• [DATASET SECTION]
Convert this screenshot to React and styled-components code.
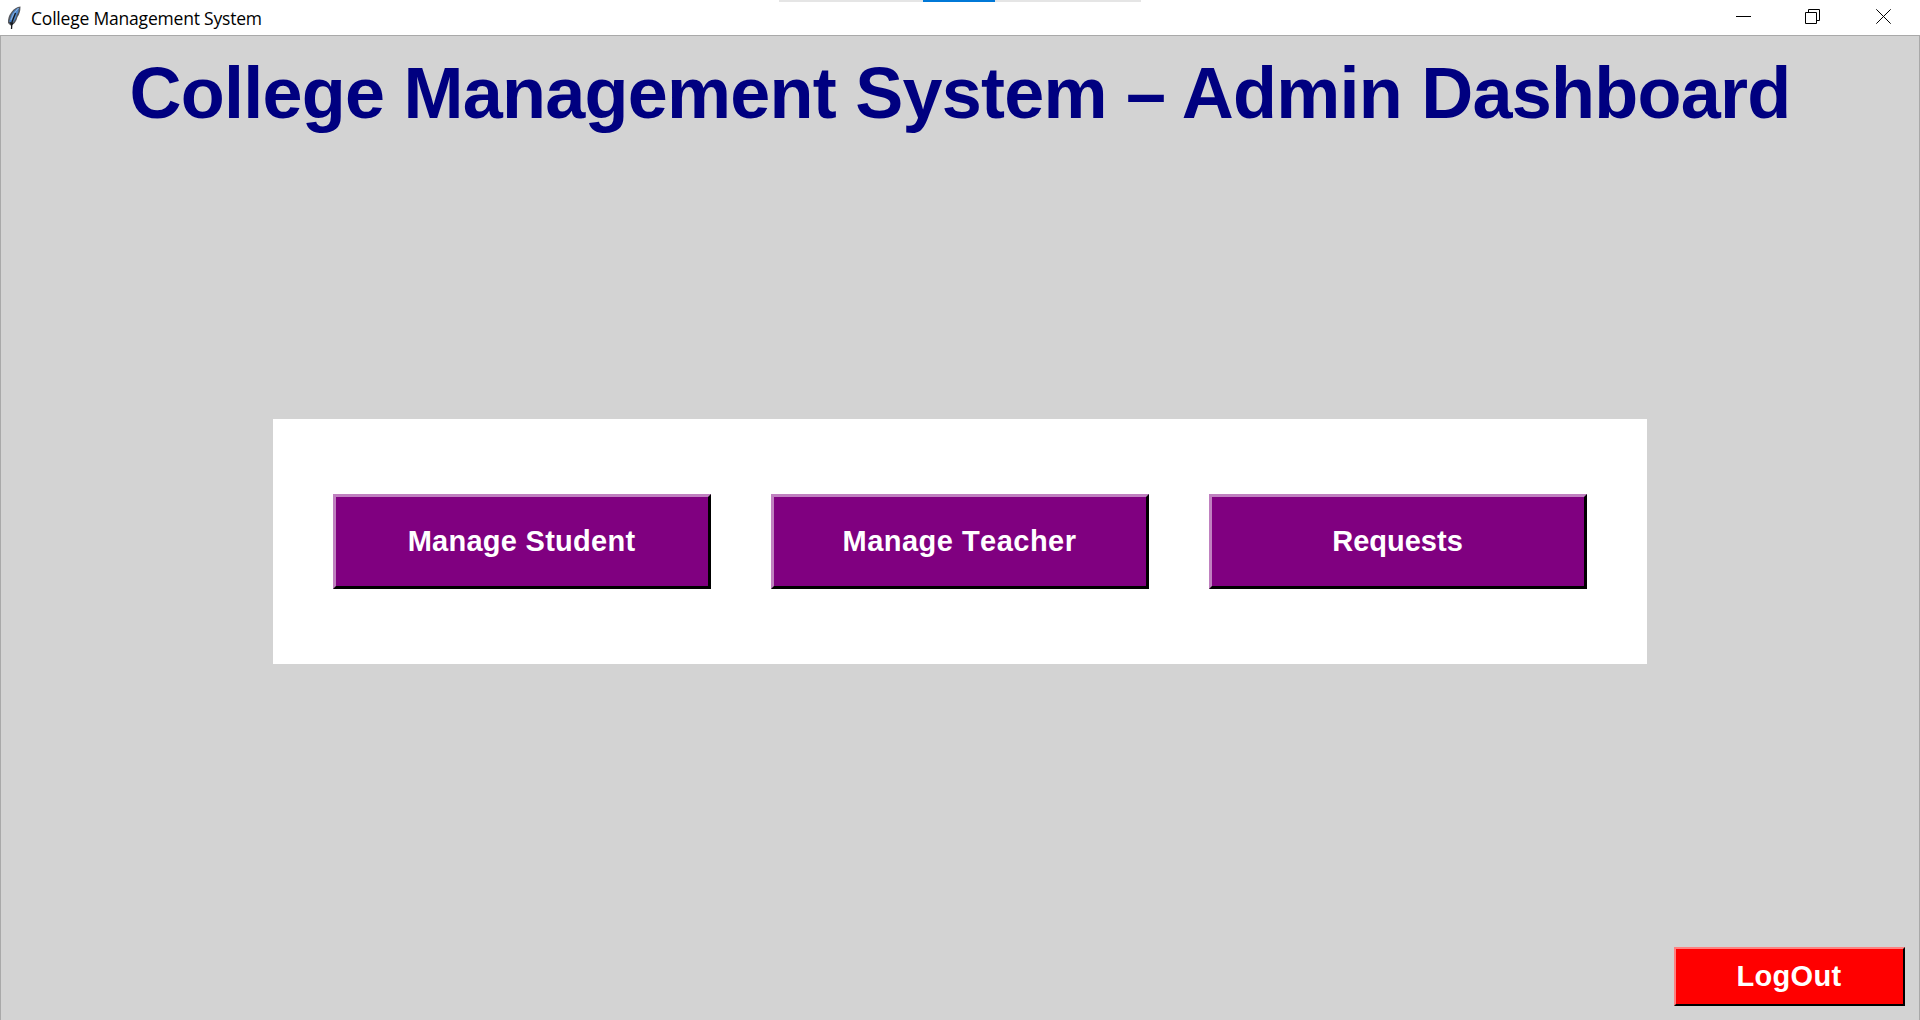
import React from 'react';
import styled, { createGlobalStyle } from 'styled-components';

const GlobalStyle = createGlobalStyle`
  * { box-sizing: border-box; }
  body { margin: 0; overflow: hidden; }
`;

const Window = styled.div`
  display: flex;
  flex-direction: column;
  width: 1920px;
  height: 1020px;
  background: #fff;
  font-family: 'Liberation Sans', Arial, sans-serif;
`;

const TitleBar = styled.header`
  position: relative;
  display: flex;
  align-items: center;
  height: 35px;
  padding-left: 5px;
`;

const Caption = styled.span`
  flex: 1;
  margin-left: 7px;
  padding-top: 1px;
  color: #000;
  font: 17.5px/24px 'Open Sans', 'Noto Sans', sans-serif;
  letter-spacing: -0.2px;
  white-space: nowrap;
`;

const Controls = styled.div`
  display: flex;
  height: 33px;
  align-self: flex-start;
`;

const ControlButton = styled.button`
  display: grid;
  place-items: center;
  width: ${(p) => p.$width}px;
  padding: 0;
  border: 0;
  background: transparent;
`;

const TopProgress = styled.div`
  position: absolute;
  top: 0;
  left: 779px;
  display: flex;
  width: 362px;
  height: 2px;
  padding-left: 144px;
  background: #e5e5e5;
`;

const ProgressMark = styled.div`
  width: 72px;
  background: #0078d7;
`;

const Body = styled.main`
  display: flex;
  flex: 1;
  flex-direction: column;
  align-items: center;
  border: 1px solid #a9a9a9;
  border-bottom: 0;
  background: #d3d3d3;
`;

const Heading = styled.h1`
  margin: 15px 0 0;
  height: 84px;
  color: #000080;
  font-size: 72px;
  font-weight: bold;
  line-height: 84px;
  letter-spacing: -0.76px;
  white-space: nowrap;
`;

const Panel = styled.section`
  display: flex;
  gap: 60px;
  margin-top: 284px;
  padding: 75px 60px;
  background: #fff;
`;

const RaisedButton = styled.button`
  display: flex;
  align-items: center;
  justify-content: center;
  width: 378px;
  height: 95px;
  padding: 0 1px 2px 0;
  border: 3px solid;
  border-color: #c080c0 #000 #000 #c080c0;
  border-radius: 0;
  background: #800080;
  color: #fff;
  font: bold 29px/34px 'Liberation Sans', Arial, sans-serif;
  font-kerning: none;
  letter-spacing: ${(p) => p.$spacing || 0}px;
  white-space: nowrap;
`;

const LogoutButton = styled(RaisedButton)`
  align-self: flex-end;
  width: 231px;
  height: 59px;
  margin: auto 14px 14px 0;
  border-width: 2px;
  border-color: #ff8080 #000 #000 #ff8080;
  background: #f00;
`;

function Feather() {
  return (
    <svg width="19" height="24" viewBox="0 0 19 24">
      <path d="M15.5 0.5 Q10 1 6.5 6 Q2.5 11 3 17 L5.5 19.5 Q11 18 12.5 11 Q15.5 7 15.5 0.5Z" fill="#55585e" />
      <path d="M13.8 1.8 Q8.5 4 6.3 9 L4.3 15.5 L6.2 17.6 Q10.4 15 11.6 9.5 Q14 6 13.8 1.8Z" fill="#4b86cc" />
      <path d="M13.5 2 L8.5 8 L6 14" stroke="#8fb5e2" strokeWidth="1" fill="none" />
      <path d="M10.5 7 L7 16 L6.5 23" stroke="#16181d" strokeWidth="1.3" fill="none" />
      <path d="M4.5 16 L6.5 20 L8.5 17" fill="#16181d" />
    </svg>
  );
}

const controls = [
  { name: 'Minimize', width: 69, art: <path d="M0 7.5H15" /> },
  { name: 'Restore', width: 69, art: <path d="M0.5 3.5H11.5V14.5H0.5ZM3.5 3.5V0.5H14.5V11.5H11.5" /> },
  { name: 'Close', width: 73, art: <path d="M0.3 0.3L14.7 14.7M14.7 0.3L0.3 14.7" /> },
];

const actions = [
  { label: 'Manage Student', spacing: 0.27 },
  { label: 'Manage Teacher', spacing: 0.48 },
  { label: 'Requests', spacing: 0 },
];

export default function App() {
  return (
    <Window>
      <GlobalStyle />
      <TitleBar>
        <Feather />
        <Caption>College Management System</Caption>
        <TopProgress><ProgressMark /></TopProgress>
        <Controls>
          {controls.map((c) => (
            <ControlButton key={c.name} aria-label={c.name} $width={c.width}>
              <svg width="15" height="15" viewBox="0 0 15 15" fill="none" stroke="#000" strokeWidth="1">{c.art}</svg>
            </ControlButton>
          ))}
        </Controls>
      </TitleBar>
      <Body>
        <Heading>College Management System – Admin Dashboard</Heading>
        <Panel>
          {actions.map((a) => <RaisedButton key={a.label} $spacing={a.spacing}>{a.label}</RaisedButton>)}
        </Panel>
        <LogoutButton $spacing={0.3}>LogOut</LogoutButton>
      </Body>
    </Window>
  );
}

• [TASK BRIEF]
Return each line from the material above exactly, but not the pictures.

• [WORKED ANSWER]
Convert this screenshot to React and styled-components code.
import React from 'react';
import styled, { createGlobalStyle } from 'styled-components';

const GlobalStyle = createGlobalStyle`
  * { box-sizing: border-box; }
  body { margin: 0; overflow: hidden; }
`;

const Window = styled.div`
  display: flex;
  flex-direction: column;
  width: 1920px;
  height: 1020px;
  background: #fff;
  font-family: 'Liberation Sans', Arial, sans-serif;
`;

const TitleBar = styled.header`
  position: relative;
  display: flex;
  align-items: center;
  height: 35px;
  padding-left: 5px;
`;

const Caption = styled.span`
  flex: 1;
  margin-left: 7px;
  padding-top: 1px;
  color: #000;
  font: 17.5px/24px 'Open Sans', 'Noto Sans', sans-serif;
  letter-spacing: -0.2px;
  white-space: nowrap;
`;

const Controls = styled.div`
  display: flex;
  height: 33px;
  align-self: flex-start;
`;

const ControlButton = styled.button`
  display: grid;
  place-items: center;
  width: ${(p) => p.$width}px;
  padding: 0;
  border: 0;
  background: transparent;
`;

const TopProgress = styled.div`
  position: absolute;
  top: 0;
  left: 779px;
  display: flex;
  width: 362px;
  height: 2px;
  padding-left: 144px;
  background: #e5e5e5;
`;

const ProgressMark = styled.div`
  width: 72px;
  background: #0078d7;
`;

const Body = styled.main`
  display: flex;
  flex: 1;
  flex-direction: column;
  align-items: center;
  border: 1px solid #a9a9a9;
  border-bottom: 0;
  background: #d3d3d3;
`;

const Heading = styled.h1`
  margin: 15px 0 0;
  height: 84px;
  color: #000080;
  font-size: 72px;
  font-weight: bold;
  line-height: 84px;
  letter-spacing: -0.76px;
  white-space: nowrap;
`;

const Panel = styled.section`
  display: flex;
  gap: 60px;
  margin-top: 284px;
  padding: 75px 60px;
  background: #fff;
`;

const RaisedButton = styled.button`
  display: flex;
  align-items: center;
  justify-content: center;
  width: 378px;
  height: 95px;
  padding: 0 1px 2px 0;
  border: 3px solid;
  border-color: #c080c0 #000 #000 #c080c0;
  border-radius: 0;
  background: #800080;
  color: #fff;
  font: bold 29px/34px 'Liberation Sans', Arial, sans-serif;
  font-kerning: none;
  letter-spacing: ${(p) => p.$spacing || 0}px;
  white-space: nowrap;
`;

const LogoutButton = styled(RaisedButton)`
  align-self: flex-end;
  width: 231px;
  height: 59px;
  margin: auto 14px 14px 0;
  border-width: 2px;
  border-color: #ff8080 #000 #000 #ff8080;
  background: #f00;
`;

function Feather() {
  return (
    <svg width="19" height="24" viewBox="0 0 19 24">
      <path d="M15.5 0.5 Q10 1 6.5 6 Q2.5 11 3 17 L5.5 19.5 Q11 18 12.5 11 Q15.5 7 15.5 0.5Z" fill="#55585e" />
      <path d="M13.8 1.8 Q8.5 4 6.3 9 L4.3 15.5 L6.2 17.6 Q10.4 15 11.6 9.5 Q14 6 13.8 1.8Z" fill="#4b86cc" />
      <path d="M13.5 2 L8.5 8 L6 14" stroke="#8fb5e2" strokeWidth="1" fill="none" />
      <path d="M10.5 7 L7 16 L6.5 23" stroke="#16181d" strokeWidth="1.3" fill="none" />
      <path d="M4.5 16 L6.5 20 L8.5 17" fill="#16181d" />
    </svg>
  );
}

const controls = [
  { name: 'Minimize', width: 69, art: <path d="M0 7.5H15" /> },
  { name: 'Restore', width: 69, art: <path d="M0.5 3.5H11.5V14.5H0.5ZM3.5 3.5V0.5H14.5V11.5H11.5" /> },
  { name: 'Close', width: 73, art: <path d="M0.3 0.3L14.7 14.7M14.7 0.3L0.3 14.7" /> },
];

const actions = [
  { label: 'Manage Student', spacing: 0.27 },
  { label: 'Manage Teacher', spacing: 0.48 },
  { label: 'Requests', spacing: 0 },
];

export default function App() {
  return (
    <Window>
      <GlobalStyle />
      <TitleBar>
        <Feather />
        <Caption>College Management System</Caption>
        <TopProgress><ProgressMark /></TopProgress>
        <Controls>
          {controls.map((c) => (
            <ControlButton key={c.name} aria-label={c.name} $width={c.width}>
              <svg width="15" height="15" viewBox="0 0 15 15" fill="none" stroke="#000" strokeWidth="1">{c.art}</svg>
            </ControlButton>
          ))}
        </Controls>
      </TitleBar>
      <Body>
        <Heading>College Management System – Admin Dashboard</Heading>
        <Panel>
          {actions.map((a) => <RaisedButton key={a.label} $spacing={a.spacing}>{a.label}</RaisedButton>)}
        </Panel>
        <LogoutButton $spacing={0.3}>LogOut</LogoutButton>
      </Body>
    </Window>
  );
}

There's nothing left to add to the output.